## What needs to be done
In the data below, find each line containing the string "styles" and return it.

╭─ Information provided

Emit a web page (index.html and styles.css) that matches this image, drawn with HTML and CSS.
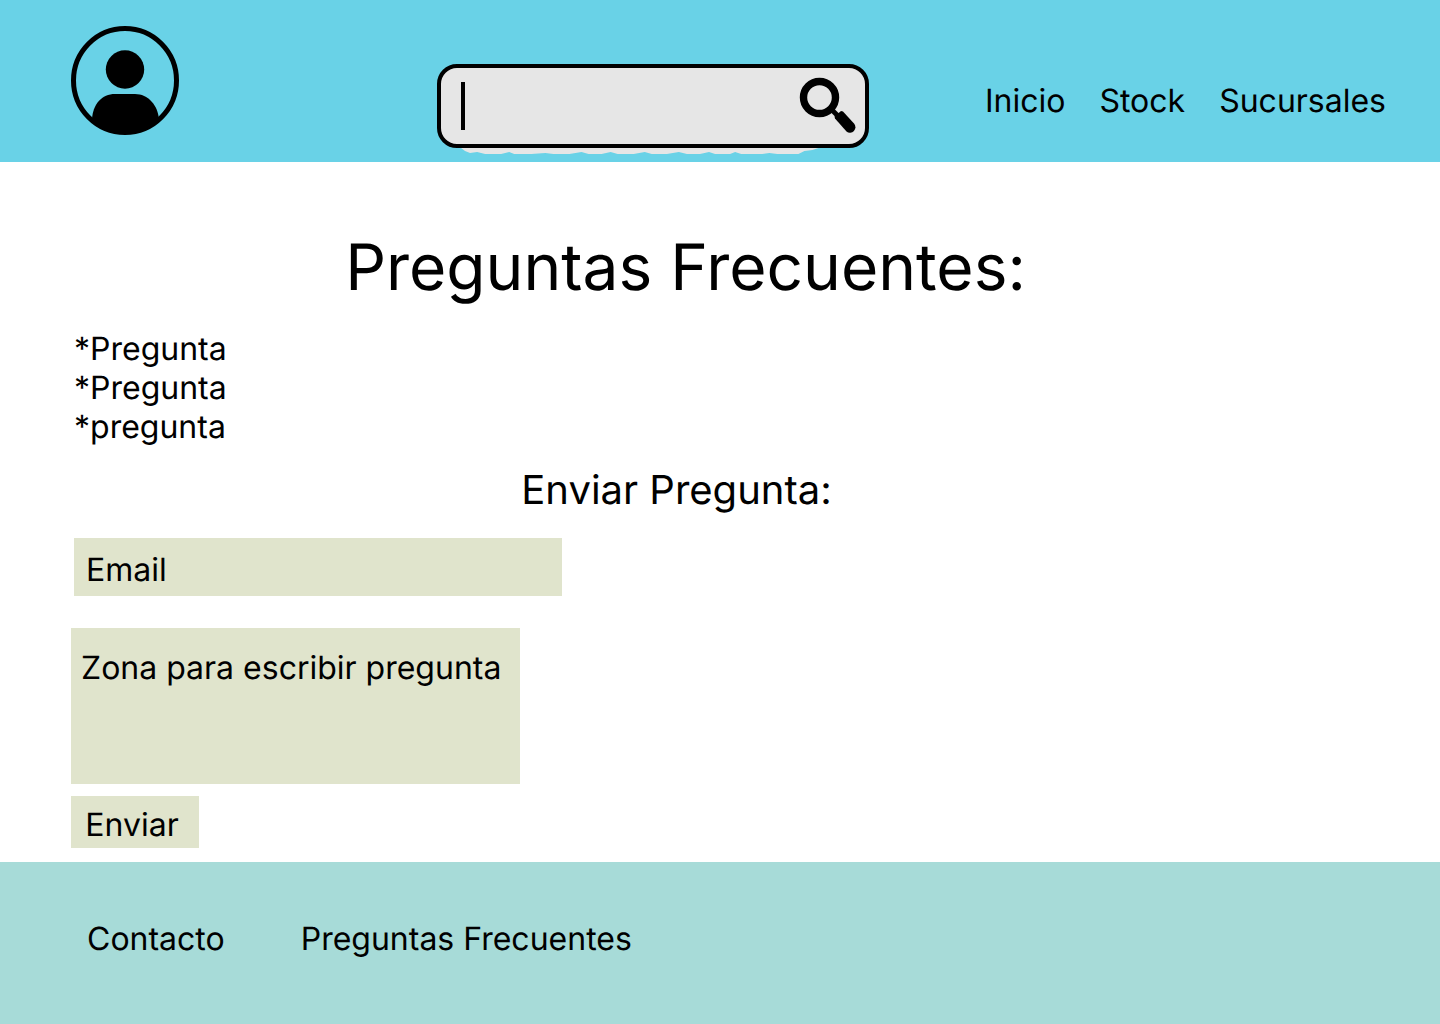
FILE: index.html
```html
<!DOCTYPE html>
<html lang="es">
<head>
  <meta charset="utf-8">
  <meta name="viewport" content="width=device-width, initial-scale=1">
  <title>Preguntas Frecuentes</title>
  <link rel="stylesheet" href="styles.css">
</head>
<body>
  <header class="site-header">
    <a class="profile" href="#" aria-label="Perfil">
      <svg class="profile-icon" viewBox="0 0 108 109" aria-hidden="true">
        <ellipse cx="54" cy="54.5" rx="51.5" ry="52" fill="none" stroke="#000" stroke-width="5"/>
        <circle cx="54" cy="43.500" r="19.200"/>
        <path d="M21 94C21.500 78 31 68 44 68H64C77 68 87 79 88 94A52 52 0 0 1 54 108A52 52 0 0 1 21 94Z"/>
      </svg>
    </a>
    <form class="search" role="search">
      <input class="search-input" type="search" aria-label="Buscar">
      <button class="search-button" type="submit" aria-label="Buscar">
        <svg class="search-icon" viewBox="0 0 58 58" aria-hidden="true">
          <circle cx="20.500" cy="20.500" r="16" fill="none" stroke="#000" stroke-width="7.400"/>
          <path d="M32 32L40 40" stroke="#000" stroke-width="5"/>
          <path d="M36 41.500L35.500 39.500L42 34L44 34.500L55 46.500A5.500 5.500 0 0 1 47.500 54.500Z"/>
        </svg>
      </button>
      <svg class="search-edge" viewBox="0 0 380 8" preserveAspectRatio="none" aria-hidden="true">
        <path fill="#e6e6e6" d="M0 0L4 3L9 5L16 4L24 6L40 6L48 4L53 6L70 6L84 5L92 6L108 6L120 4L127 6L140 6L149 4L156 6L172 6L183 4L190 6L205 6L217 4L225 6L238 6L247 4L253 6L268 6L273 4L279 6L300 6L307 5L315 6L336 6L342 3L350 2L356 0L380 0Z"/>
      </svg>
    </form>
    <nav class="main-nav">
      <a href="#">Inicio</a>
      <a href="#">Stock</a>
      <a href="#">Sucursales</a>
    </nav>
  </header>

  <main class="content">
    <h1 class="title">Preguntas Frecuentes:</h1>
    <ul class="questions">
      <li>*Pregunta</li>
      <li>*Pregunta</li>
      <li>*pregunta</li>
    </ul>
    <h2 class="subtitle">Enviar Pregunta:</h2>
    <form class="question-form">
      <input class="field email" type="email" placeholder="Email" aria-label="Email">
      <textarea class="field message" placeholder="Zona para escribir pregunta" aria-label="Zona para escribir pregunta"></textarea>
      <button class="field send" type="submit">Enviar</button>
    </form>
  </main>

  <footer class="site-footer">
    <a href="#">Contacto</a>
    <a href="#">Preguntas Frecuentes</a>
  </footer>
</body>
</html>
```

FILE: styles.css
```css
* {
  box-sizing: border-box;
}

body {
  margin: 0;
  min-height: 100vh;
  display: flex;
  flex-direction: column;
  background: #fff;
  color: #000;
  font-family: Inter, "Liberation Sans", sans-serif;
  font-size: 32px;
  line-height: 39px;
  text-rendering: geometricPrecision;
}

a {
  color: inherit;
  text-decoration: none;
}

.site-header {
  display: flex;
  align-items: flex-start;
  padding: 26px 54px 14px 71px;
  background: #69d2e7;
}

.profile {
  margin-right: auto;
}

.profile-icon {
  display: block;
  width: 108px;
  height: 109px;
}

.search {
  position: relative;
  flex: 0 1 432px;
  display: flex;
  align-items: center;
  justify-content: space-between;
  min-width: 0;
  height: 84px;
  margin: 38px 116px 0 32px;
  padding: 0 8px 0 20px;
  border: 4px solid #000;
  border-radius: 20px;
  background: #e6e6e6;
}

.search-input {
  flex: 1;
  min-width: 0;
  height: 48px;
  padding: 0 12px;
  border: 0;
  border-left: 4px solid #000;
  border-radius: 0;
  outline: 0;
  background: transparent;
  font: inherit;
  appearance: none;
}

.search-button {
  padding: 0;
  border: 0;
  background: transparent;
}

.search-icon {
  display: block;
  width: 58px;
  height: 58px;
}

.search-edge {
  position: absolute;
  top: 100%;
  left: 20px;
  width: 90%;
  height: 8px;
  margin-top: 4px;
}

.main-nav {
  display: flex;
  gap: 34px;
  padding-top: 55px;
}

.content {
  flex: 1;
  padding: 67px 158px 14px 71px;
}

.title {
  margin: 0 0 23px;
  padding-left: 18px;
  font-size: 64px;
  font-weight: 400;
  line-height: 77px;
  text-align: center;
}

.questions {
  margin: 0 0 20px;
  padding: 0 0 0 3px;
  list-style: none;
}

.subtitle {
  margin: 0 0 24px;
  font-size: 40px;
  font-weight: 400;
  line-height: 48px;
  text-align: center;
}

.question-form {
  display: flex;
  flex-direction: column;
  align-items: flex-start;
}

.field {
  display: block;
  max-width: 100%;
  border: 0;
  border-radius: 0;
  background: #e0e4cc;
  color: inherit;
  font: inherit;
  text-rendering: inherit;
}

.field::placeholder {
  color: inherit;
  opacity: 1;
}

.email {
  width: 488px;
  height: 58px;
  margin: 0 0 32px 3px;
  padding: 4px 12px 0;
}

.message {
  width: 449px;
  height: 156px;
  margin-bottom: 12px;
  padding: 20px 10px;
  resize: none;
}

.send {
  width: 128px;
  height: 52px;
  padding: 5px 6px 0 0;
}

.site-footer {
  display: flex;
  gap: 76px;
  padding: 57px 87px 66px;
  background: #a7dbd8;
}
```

╰─

## Task result
Emit a web page (index.html and styles.css) that matches this image, drawn with HTML and CSS.
  <link rel="stylesheet" href="styles.css">
FILE: styles.css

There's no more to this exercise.